### Entries shown
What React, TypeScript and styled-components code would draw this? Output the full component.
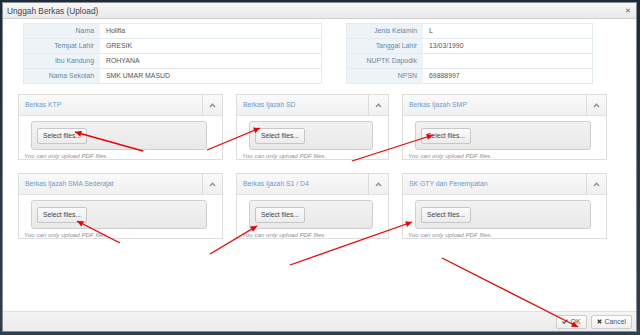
import React from "react";
import styled, { createGlobalStyle } from "styled-components";

const LEFT_INFO = [
  { label: "Nama", value: "Holifia" },
  { label: "Tempat Lahir", value: "GRESIK" },
  { label: "Ibu Kandung", value: "ROHYANA" },
  { label: "Nama Sekolah", value: "SMK UMAR MASUD" },
];

const RIGHT_INFO = [
  { label: "Jenis Kelamin", value: "L" },
  { label: "Tanggal Lahir", value: "13/03/1990" },
  { label: "NUPTK Dapodik", value: "" },
  { label: "NPSN", value: "69888997" },
];

const ROWS: Array<Array<{ title: string; width: number }>> = [
  [
    { title: "Berkas KTP", width: 205 },
    { title: "Berkas Ijazah SD", width: 153 },
    { title: "Berkas Ijazah SMP", width: 205 },
  ],
  [
    { title: "Berkas Ijazah SMA Sederajat", width: 205 },
    { title: "Berkas Ijazah S1 / D4", width: 153 },
    { title: "SK GTY dan Penempatan", width: 205 },
  ],
];

// red annotation arrows: [x1, y1, x2 (head), y2 (head)]
const ARROWS: Array<[number, number, number, number]> = [
  [143, 151, 75, 132],
  [207, 150, 260, 128],
  [352, 161, 433, 135],
  [120, 243, 77, 221],
  [210, 254, 257, 226],
  [290, 265, 412, 222],
  [442, 258, 578, 327],
];

const Global = createGlobalStyle`
  html, body {
    margin: 0;
    padding: 0;
    background: #2a3644;
    font-family: "Liberation Sans", Arial, sans-serif;
  }
`;

const Page = styled.div`
  width: 640px;
  height: 335px;
  padding: 2px 3px 3px 2px;
  box-sizing: border-box;
  position: relative;
  background: linear-gradient(#1d2c3c, #2f3f52);
`;

const Dialog = styled.div`
  width: 635px;
  height: 330px;
  display: flex;
  flex-direction: column;
  background: #fff;
  border: 1px solid #8a8a8a;
  box-sizing: border-box;
`;

const TitleBar = styled.div`
  height: 15px;
  display: flex;
  align-items: center;
  justify-content: space-between;
  padding: 0 5px 0 4px;
  background: linear-gradient(#f7f7f7, #e9e9e9);
  border-bottom: 1px solid #d0d0d0;
  font-size: 8.3px;
  color: #444;
`;

const Close = styled.span`
  font-size: 7px;
  color: #666;
  line-height: 1;
`;

const Body = styled.div`
  flex: 1;
  padding: 4px 0 0 15px;
`;

const InfoRow = styled.div`
  display: flex;
  gap: 24px;
  padding-left: 5px;
`;

const InfoTable = styled.div<{ $width: number }>`
  width: ${p => p.$width}px;
  border: 1px solid #e3eaf0;
  display: grid;
  grid-template-columns: 76px 1fr;
`;

const Label = styled.div`
  height: 14px;
  line-height: 14px;
  padding-right: 6px;
  text-align: right;
  background: #eef3f7;
  color: #6a86a3;
  font-size: 6.9px;
  border-bottom: 1px solid #e3eaf0;
  &:nth-last-child(2) {
    border-bottom: none;
  }
`;

const Value = styled.div`
  height: 14px;
  line-height: 14px;
  padding-left: 6px;
  color: #555;
  font-size: 6.9px;
  border-bottom: 1px solid #e3eaf0;
  &:last-child {
    border-bottom: none;
  }
`;

const PanelRow = styled.div<{ $top: number }>`
  display: flex;
  gap: 13px;
  margin-top: ${p => p.$top}px;
`;

const Panel = styled.div<{ $width: number }>`
  width: ${p => p.$width}px;
  height: 66px;
  border: 1px solid #dddddd;
  box-sizing: border-box;
  display: flex;
  flex-direction: column;
`;

const PanelHead = styled.div`
  height: 20px;
  display: flex;
  background: linear-gradient(#fafafa, #f0f0f0);
  border-bottom: 1px solid #e2e2e2;
`;

const PanelTitle = styled.div`
  flex: 1;
  padding-left: 6px;
  line-height: 20px;
  font-size: 6.8px;
  color: #6a9ad0;
`;

const Toggle = styled.div`
  width: 19px;
  border-left: 1px solid #dcdcdc;
  display: flex;
  align-items: center;
  justify-content: center;
`;

const DropZone = styled.div`
  margin: 5px 15px 0 12px;
  height: 27px;
  border: 1px solid #cfcfcf;
  border-radius: 3px;
  background: linear-gradient(#f2f2f2, #e9e9e9);
  display: flex;
  align-items: center;
  padding-left: 5px;
`;

const SelectButton = styled.div`
  height: 14px;
  padding: 0 5px;
  line-height: 14px;
  font-size: 6.7px;
  color: #444;
  border: 1px solid #c7c7c7;
  border-radius: 2px;
  background: linear-gradient(#fbfbfb, #ececec);
`;

const Hint = styled.div`
  margin: 2px 0 0 5px;
  font-size: 6.2px;
  font-style: italic;
  color: #8f8f8f;
`;

const Footer = styled.div`
  height: 19px;
  display: flex;
  align-items: center;
  justify-content: flex-end;
  gap: 4px;
  padding-right: 4px;
  background: linear-gradient(#f4f4f4, #ebebeb);
  border-top: 1px solid #e0e0e0;
`;

const FooterButton = styled.div`
  height: 12px;
  display: flex;
  align-items: center;
  gap: 3px;
  padding: 0 5px;
  font-size: 6.9px;
  color: #555;
  border: 1px solid #cccccc;
  border-radius: 2px;
  background: linear-gradient(#fdfdfd, #efefef);
`;

const Overlay = styled.svg`
  position: absolute;
  left: 0;
  top: 0;
  pointer-events: none;
`;

const Chevron = () => (
  <svg width="7" height="5" viewBox="0 0 7 5">
    <polyline points="1,4 3.5,1.3 6,4" fill="none" stroke="#8c8c8c" strokeWidth="1.3" />
  </svg>
);

const Arrow = ({ a }: { a: [number, number, number, number] }) => {
  const [x1, y1, x2, y2] = a;
  const ang = Math.atan2(y2 - y1, x2 - x1);
  const len = 7;
  const spread = 0.45;
  const p1 = [x2 - len * Math.cos(ang - spread), y2 - len * Math.sin(ang - spread)];
  const p2 = [x2 - len * Math.cos(ang + spread), y2 - len * Math.sin(ang + spread)];
  return (
    <g>
      <line x1={x1} y1={y1} x2={x2} y2={y2} stroke="#f00000" strokeWidth="1.3" />
      <polygon points={`${x2},${y2} ${p1[0]},${p1[1]} ${p2[0]},${p2[1]}`} fill="#f00000" />
    </g>
  );
};

const App = () => {
  return (
    <Page>
      <Global />
      <Dialog>
        <TitleBar>
          <span>Unggah Berkas (Upload)</span>
          <Close>✕</Close>
        </TitleBar>

        <Body>
          <InfoRow>
            <InfoTable $width={297}>
              {LEFT_INFO.map(r => (
                <React.Fragment key={r.label}>
                  <Label>{r.label}</Label>
                  <Value>{r.value}</Value>
                </React.Fragment>
              ))}
            </InfoTable>
            <InfoTable $width={245}>
              {RIGHT_INFO.map(r => (
                <React.Fragment key={r.label}>
                  <Label>{r.label}</Label>
                  <Value>{r.value}</Value>
                </React.Fragment>
              ))}
            </InfoTable>
          </InfoRow>

          {ROWS.map((row, i) => (
            <PanelRow key={i} $top={i === 0 ? 10 : 13}>
              {row.map(p => (
                <Panel key={p.title} $width={p.width}>
                  <PanelHead>
                    <PanelTitle>{p.title}</PanelTitle>
                    <Toggle>
                      <Chevron />
                    </Toggle>
                  </PanelHead>
                  <DropZone>
                    <SelectButton>Select files...</SelectButton>
                  </DropZone>
                  <Hint>You can only upload PDF files.</Hint>
                </Panel>
              ))}
            </PanelRow>
          ))}
        </Body>

        <Footer>
          <FooterButton>
            <svg width="6" height="5" viewBox="0 0 6 5">
              <polyline points="0.5,2.5 2.2,4.3 5.5,0.7" fill="none" stroke="#555" strokeWidth="1.2" />
            </svg>
            OK
          </FooterButton>
          <FooterButton>
            <svg width="5" height="5" viewBox="0 0 5 5">
              <path d="M0.8 0.8 L4.2 4.2 M4.2 0.8 L0.8 4.2" stroke="#333" strokeWidth="1.3" />
            </svg>
            Cancel
          </FooterButton>
        </Footer>
      </Dialog>

      <Overlay width="640" height="335">
        {ARROWS.map((a, i) => (
          <Arrow key={i} a={a} />
        ))}
      </Overlay>
    </Page>
  );
};

export default App;
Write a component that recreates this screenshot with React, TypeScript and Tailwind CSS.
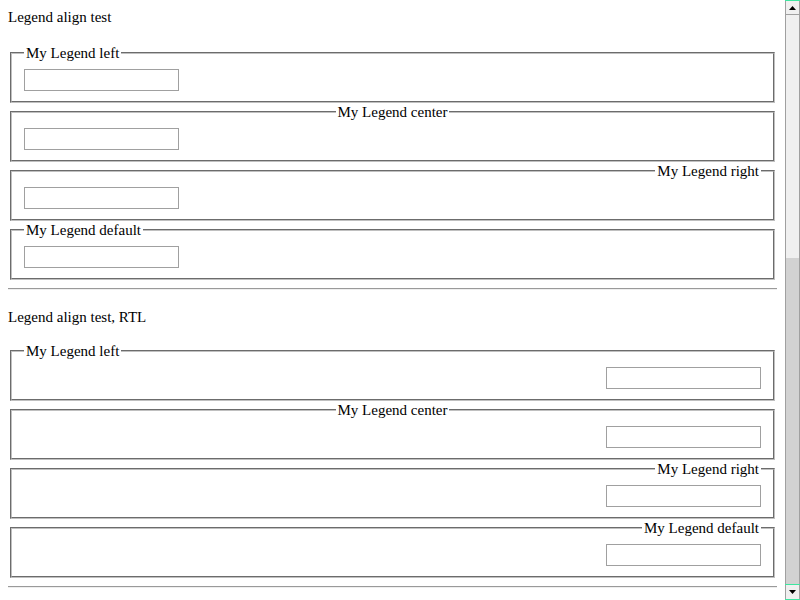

### Written exercise
Copy down every line of the material above that includes the string "TypeScript".

### The solution
What React, TypeScript and styled-components code would draw this? Output the full component.
Write a component that recreates this screenshot with React, TypeScript and Tailwind CSS.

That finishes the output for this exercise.